Shaye’s expressive vocals and sharp tongue writing distinguished the album and made her more vulnerable to listeners. “I just was really transparent with everything,” she said. Shaye said fans and supporters later reached out to share how much her honesty helped and touched them, and she, too, has come to terms with the trauma that inspired her record. “If I didn’t write that album I would still be bitter and angry, but I’m not, I’m at peace,” Shaye said. “I know how amazing I am.”
Have A Team
Shaye wants the world to recognize her talent and her music, but she also wants people to know about the team that’s taking her career to the next level. “I think it’s impossible to do it by yourself,” she said. Shaye’s team includes two managers, one for business and one for media, a publicist, a cameraman for all of her visuals, a producer, a stylist and her assistant and friend, Rai Abella, who she calls her “backbone.”
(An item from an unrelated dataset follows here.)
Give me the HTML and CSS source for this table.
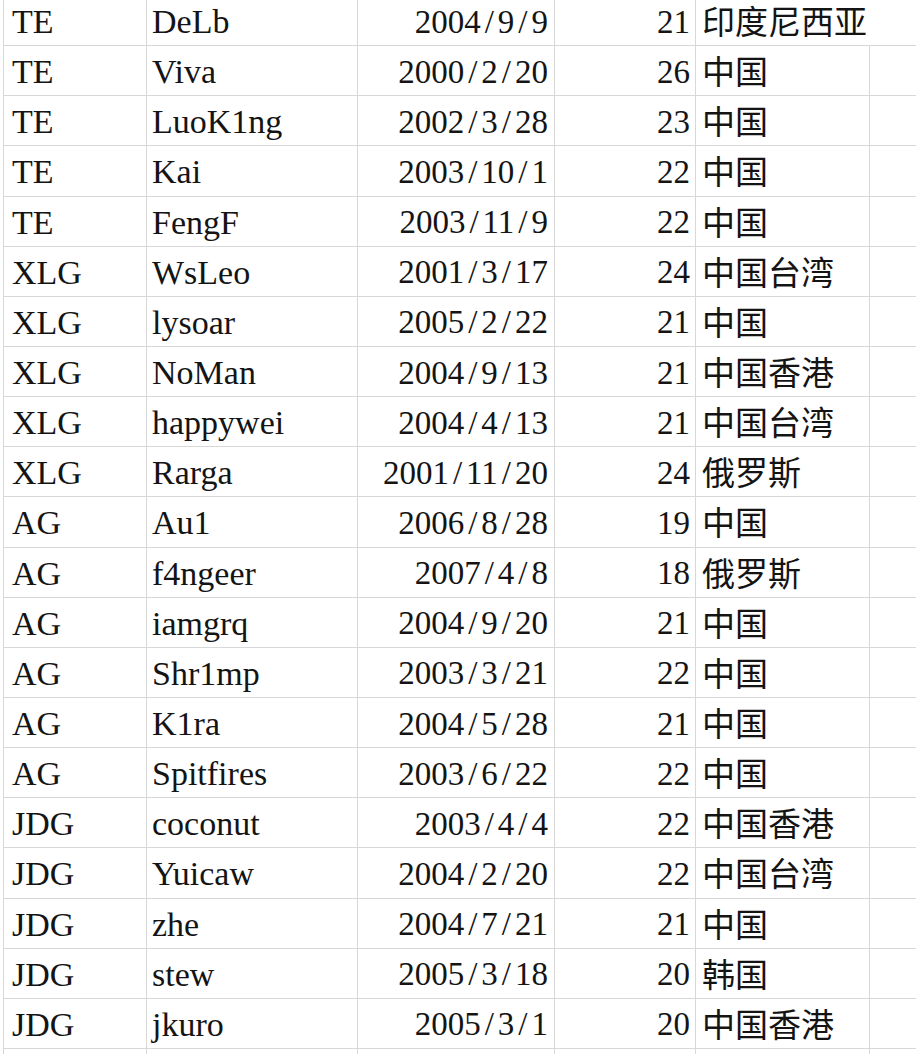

Shaye credits her team with keeping her on point musically and personally and reducing her stress levels tremendously. “My artistry and my talent got the attention of these people to want to work with me — I did that part on my own. But everything that I’m accomplishing and everything that I’m going to accomplish, I never want anyone to think that I’m doing it all by myself because I’m not,” she said. Shaye considers herself good at identifying key people for her career, and heeding their advice when necessary. “Everyone has a part in this journey,” she said.
Relationships Are Key
In addition to having a tribe of seasoned professionals promoting her brand, Shaye also keeps her name out there and stays booked by networking and building relationships with other artists and people in the music business. “I try to always make sure I’m putting myself in the right environments to promote myself as an artist,” Shaye said. She regularly attends shows for other artists as well as festivals, parties and other networking events in her new stomping ground in Cincinnati. Shaye also ingrains herself with club owners and concert producers in the city to make sure she stays top of mind when they are planning shows and parties. “I’m always in the studio — putting a bug in someone’s ear,” Shaye noted. She also offers her services as a songwriter to other musicians. And, her grind is paying off. She’s collaborated with artists such as Dante Banx on her song “Baby Mama,” and producers Young Ex and Don Brown. “I try to make sure that I’m always working,” Shaye added.